Fiili bakımdan merkezi iktidarın, kuvvetlerin birliğinin kısmen dışında kalan merkezkaç yapılar, örneğin Anayasa Mahkemesi yeni anayasa önerisinin hedeflerinden birisi olacaktır. Erdoğan’ın ürettiği başkanlık teamülleri kurumlaşacaktır. Son dönemlerin önemli bir aracı olan demokrasi sahteciliği bir kez daha hayat bulacaktır. Anayasa önerisi insan hakları, demokratik reform gibi tabirlerle disiplin, özgürlük kısıtlama gibi hamleleri ileri sürme imkanı verecektir.
Simgesel olarak ‘yeni anayasa’ iddiasının anlamı daha büyüktür.

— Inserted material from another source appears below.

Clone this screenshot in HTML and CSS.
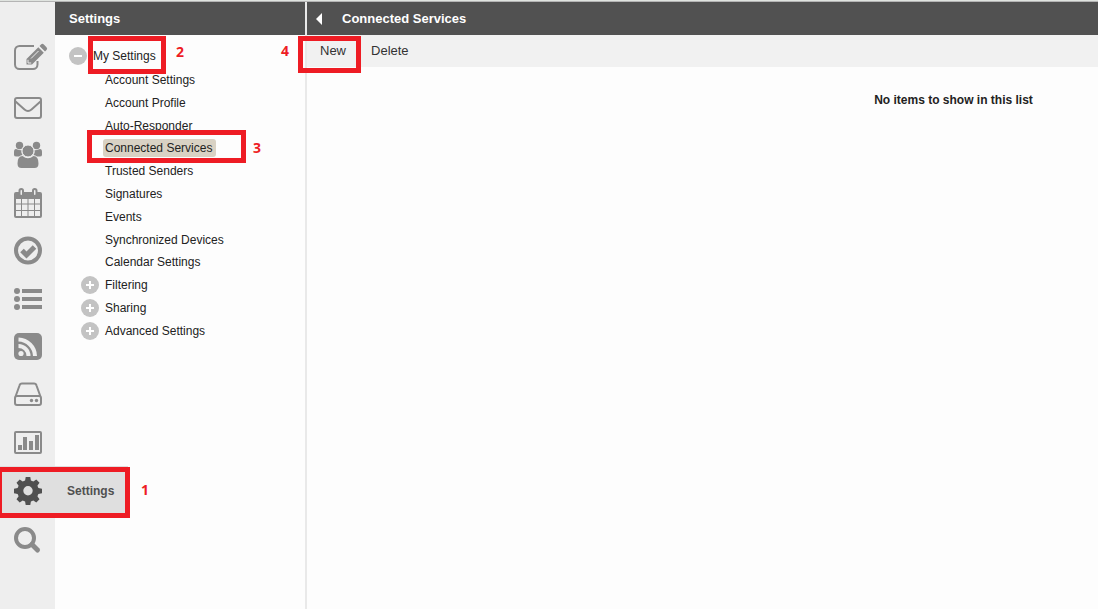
FILE: index.html
```html
<!DOCTYPE html>
<html lang="en">
<head>
<meta charset="utf-8">
<title>Settings - Connected Services</title>
<link rel="stylesheet" href="styles.css">
</head>
<body>
<div class="app">
  <nav class="rail" aria-label="Modules">
    <button class="rail-item" aria-label="Compose"><svg viewBox="0 0 36 32"><path class="line" d="M22 4H7.500a4.500 4.500 0 0 0-4.500 4.500v14A4.500 4.500 0 0 0 7.500 27H21a4.500 4.500 0 0 0 4.500-4.500V19"/><path d="M26.300 5.200l5.500 5.500L20 22.500h-5.500V17zM27.500 4l1.500-1.500a2 2 0 0 1 2.800 0l2.700 2.700a2 2 0 0 1 0 2.800L33 9.500z"/><path class="cut" d="M16 17.800v3.200h3.200M19 16.500l7.500-7.500"/></svg></button>
    <button class="rail-item" aria-label="Mail"><svg viewBox="0 0 36 32"><rect class="line" x="3" y="8" width="26" height="20" rx="2"/><path class="line" d="M3 11l9.500 8.500q3.500 3 7 0L29 11"/></svg></button>
    <button class="rail-item" aria-label="Contacts"><svg viewBox="0 0 36 32"><circle cx="7.500" cy="7.500" r="3.700"/><circle cx="24.500" cy="7.500" r="3.700"/><path d="M2 17v-3q0-3 2-3 3 1.500 5.500 1-.5 3 1 5-2 0-3.500 1.500H4.500Q2 18.500 2 17zM30 17v-3q0-3-2-3-3 1.500-5.500 1 .5 3-1 5 2 0 3.500 1.500h2.500Q30 18.500 30 17z"/><circle class="head" cx="16" cy="13" r="6"/><path d="M10.500 18q5.500 4.500 11 0 5 0 5 7.500 0 4.500-4 4.500h-13q-4 0-4-4.500 0-7.500 5-7.500z"/></svg></button>
    <button class="rail-item" aria-label="Calendar"><svg viewBox="0 0 36 32"><path fill-rule="evenodd" d="M4 6h24q2 0 2 2v22q0 2-2 2H4q-2 0-2-2V8q0-2 2-2zm0 7v4.500h5V13zm6 0v4.500h5.500V13zm6.500 0v4.500H22V13zm6.500 0v4.500h5V13zM4 18.500V24h5v-5.500zm6 0V24h5.500v-5.500zm6.500 0V24H22v-5.500zm6.500 0V24h5v-5.500zM4 25v5h5v-5zm6 0v5h5.500v-5zm6.500 0v5H22v-5zm6.500 0v5h5v-5z"/><rect class="tab" x="7.500" y="3" width="3.500" height="7" rx="1.700"/><rect class="tab" x="21" y="3" width="3.500" height="7" rx="1.700"/></svg></button>
    <button class="rail-item" aria-label="Tasks"><svg viewBox="0 0 36 32"><circle class="thick" cx="16" cy="16.500" r="12"/><path class="check" d="M10 16.500l4.500 4.500 8-8"/></svg></button>
    <button class="rail-item" aria-label="Lists"><svg viewBox="0 0 36 32"><circle cx="5" cy="9" r="3"/><circle cx="5" cy="17" r="3"/><circle cx="5" cy="25" r="3"/><path d="M10 7h20v4H10zM10 15h20v4H10zM10 23h20v4H10z"/></svg></button>
    <button class="rail-item" aria-label="News feeds"><svg viewBox="0 0 36 32"><rect x="2" y="3" width="28" height="27" rx="5"/><circle class="dot" cx="9" cy="23.500" r="2.600"/><path class="wave" d="M6.500 16a10 10 0 0 1 10 10M6.500 9.500a17 17 0 0 1 16.500 16.500"/></svg></button>
    <button class="rail-item" aria-label="Files"><svg viewBox="0 0 36 32"><path class="line" d="M3 20L7.500 7.500q.5-2 2.500-2h12q2 0 2.500 2L29 20M5 18h22q2 0 2 2v5q0 2-2 2H5q-2 0-2-2v-5q0-2 2-2z"/><circle cx="19.500" cy="22.500" r="1.700"/><circle cx="24.500" cy="22.500" r="1.700"/></svg></button>
    <button class="rail-item" aria-label="Reports"><svg viewBox="0 0 36 32"><rect class="line" x="3" y="6" width="26" height="21" rx="1"/><path d="M6 19h4v5H6zM11 11h4v13h-4zM17 15h4v9h-4zM23 9h4v15h-4z"/></svg></button>
    <button class="rail-item rail-item-active"><svg viewBox="0 0 36 32"><path fill-rule="evenodd" d="M13.700 3h4.600l.6 3.600 2.400 1 3-2.100 3.200 3.200-2.100 3 1 2.400 3.600.6v4.600l-3.600.6-1 2.400 2.100 3-3.200 3.200-3-2.100-2.400 1-.6 3.600h-4.600l-.6-3.600-2.400-1-3 2.100-3.200-3.200 2.100-3-1-2.400-3.600-.6v-4.600l3.600-.6 1-2.400-2.100-3 3.200-3.200 3 2.100 2.400-1zM16 12a4.700 4.700 0 1 0 0 9.400 4.700 4.700 0 0 0 0-9.400z"/></svg><span class="rail-label">Settings</span></button>
    <button class="rail-item" aria-label="Search"><svg viewBox="0 0 36 32"><circle class="thick" cx="13" cy="16" r="9"/><path class="handle" d="M20 22.500l5.500 5.500"/></svg></button>
  </nav>

  <aside class="panel">
    <h1 class="bar">Settings</h1>
    <ul class="tree">
      <li class="node root"><button class="toggle" aria-label="Collapse My Settings"><svg viewBox="0 0 18 18"><path d="M5 9h8"/></svg></button><a href="#">My Settings</a></li>
      <li class="node"><a href="#">Account Settings</a></li>
      <li class="node"><a href="#">Account Profile</a></li>
      <li class="node"><a href="#">Auto-Responder</a></li>
      <li class="node short selected"><a href="#">Connected Services</a></li>
      <li class="node"><a href="#">Trusted Senders</a></li>
      <li class="node"><a href="#">Signatures</a></li>
      <li class="node"><a href="#">Events</a></li>
      <li class="node"><a href="#">Synchronized Devices</a></li>
      <li class="node short"><a href="#">Calendar Settings</a></li>
      <li class="node branch"><button class="toggle" aria-label="Expand Filtering"><svg viewBox="0 0 18 18"><path d="M5 9h8M9 5v8"/></svg></button><a href="#">Filtering</a></li>
      <li class="node branch"><button class="toggle" aria-label="Expand Sharing"><svg viewBox="0 0 18 18"><path d="M5 9h8M9 5v8"/></svg></button><a href="#">Sharing</a></li>
      <li class="node branch"><button class="toggle" aria-label="Expand Advanced Settings"><svg viewBox="0 0 18 18"><path d="M5 9h8M9 5v8"/></svg></button><a href="#">Advanced Settings</a></li>
    </ul>
  </aside>

  <main class="content">
    <header class="bar content-bar"><button class="back" aria-label="Collapse panel"><svg viewBox="0 0 6 12"><path d="M6 0v12L0 6z"/></svg></button><h2>Connected Services</h2></header>
    <div class="toolbar"><button>New</button><button>Delete</button></div>
    <p class="empty">No items to show in this list</p>
  </main>

  <div class="mark mark-1"></div><span class="step step-1">1</span>
  <div class="mark mark-2"></div><span class="step step-2">2</span>
  <div class="mark mark-3"></div><span class="step step-3">3</span>
  <div class="mark mark-4"></div><span class="step step-4">4</span>
</div>
</body>
</html>
```
FILE: styles.css
```css
* { box-sizing: border-box; }
body { margin: 0; background: #fdfdfd; color: #222; font: 12px/16px "Liberation Sans", Arial, sans-serif; }
button { border: 0; padding: 0; background: none; font: inherit; color: inherit; cursor: pointer; }
a { color: inherit; text-decoration: none; }
h1, h2, p, ul { margin: 0; padding: 0; font-size: inherit; }

.app { position: relative; display: grid; grid-template-columns: 55px 250px 1fr; min-height: 100vh; padding-top: 1px; overflow: hidden; background: #fdfdfd; border-top: 1px solid #dfe3df; }
.app::before { content: ""; position: absolute; top: 0; left: 0; right: 0; height: 1px; background: #b4b4b4; }

.rail { display: flex; flex-direction: column; padding-top: 32px; background: #eee; }
.rail-item { display: flex; flex: none; align-items: center; height: 48px; padding-left: 12px; }
.rail-item svg { flex: none; width: 36px; height: 32px; fill: #8a8a8a; overflow: visible; }
.rail-item .line { fill: none; stroke: #8a8a8a; stroke-width: 2; }
.rail-item .thick { fill: none; stroke: #8a8a8a; stroke-width: 4; }
.rail-item .check { fill: none; stroke: #8a8a8a; stroke-width: 5; }
.rail-item .handle { fill: none; stroke: #8a8a8a; stroke-width: 5; stroke-linecap: round; }
.rail-item .cut { fill: none; stroke: #eee; stroke-width: 1; }
.rail-item .head { stroke: #eee; stroke-width: 1; }
.rail-item .tab { stroke: #8a8a8a; stroke-width: 2; fill: #eee; }
.rail-item .dot { fill: #eee; }
.rail-item .wave { fill: none; stroke: #eee; stroke-width: 4; }
.rail-item-active { position: relative; z-index: 1; width: 128px; background: #dfdfdf; color: #505050; font-weight: bold; }
.rail-item-active svg { fill: #505050; }
.rail-label { padding: 1px 0 0 19px; }

.bar { display: flex; align-items: center; height: 33px; padding-left: 14px; background: #515151; color: #fff; font-size: 13px; font-weight: bold; }
.tree { padding: 9px 0 0 14px; list-style: none; }
.node { display: flex; align-items: center; height: 23px; padding-left: 34px; }
.node a { padding: 1px 2px; border-radius: 3px; }
.root { height: 24px; padding-left: 0; }
.root a { padding-left: 6px; }
.branch { padding-left: 12px; }
.branch a { padding-left: 6px; }
.short { height: 22px; }
.selected a { padding-right: 4px; background: #d9d2c4; }
.toggle { width: 18px; height: 18px; border-radius: 50%; background: #c3c3c3; }
.toggle svg { display: block; stroke: #fff; stroke-width: 2; }

.content { border-left: 2px solid #e9e9e9; }
.content-bar { gap: 20px; padding-left: 9px; }
.back svg { display: block; width: 6px; height: 12px; fill: #fff; }
.toolbar { display: flex; gap: 25px; height: 32px; padding: 0 0 1px 13px; background: #f1f1f1; color: #333; font-size: 13px; }
.empty { padding: 25px 0 0 502px; text-align: center; font-weight: bold; }

.mark { position: absolute; z-index: 2; border: 5px solid #ee1c24; pointer-events: none; }
.mark-1 { top: 466px; left: -3px; width: 133px; height: 51px; }
.mark-2 { top: 35px; left: 88px; width: 78px; height: 38px; }
.mark-3 { top: 129px; left: 87px; width: 159px; height: 33px; }
.mark-4 { top: 35px; left: 298px; width: 63px; height: 37px; }
.step { position: absolute; z-index: 2; color: #ee1c24; font: bold 14px/16px "Open Sans", sans-serif; }
.step-1 { top: 481px; left: 141px; }
.step-2 { top: 43px; left: 176px; }
.step-3 { top: 139px; left: 253px; }
.step-4 { top: 42px; left: 281px; }
```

Muhalefetin restorasyon çerçevesinde ‘parlamenter sisteme’ dönüş vurgusunun karşısında, AK Parti’nin anayasaya ilişkin yeni ve kurucu siyaset dili kullanması hiç şaşırtıcı olmaz.
Söz konusu ‘sivil kuruculuk’tur ve bu arayış muhafazakar kesimin önemli hassasiyetlerinden birisini oluşturur. İlk kez siviller eliyle, yeni sağın ülkeye dair ‘büyüklük ve genişleme’ iddiasıyla hazırlanacak bir anayasa iddiası, milat oluşturduğu oranda, muhafazakar kesimde birleştirici seferberlik oluşturabilir, dahası muhalefeti karıştırabilir.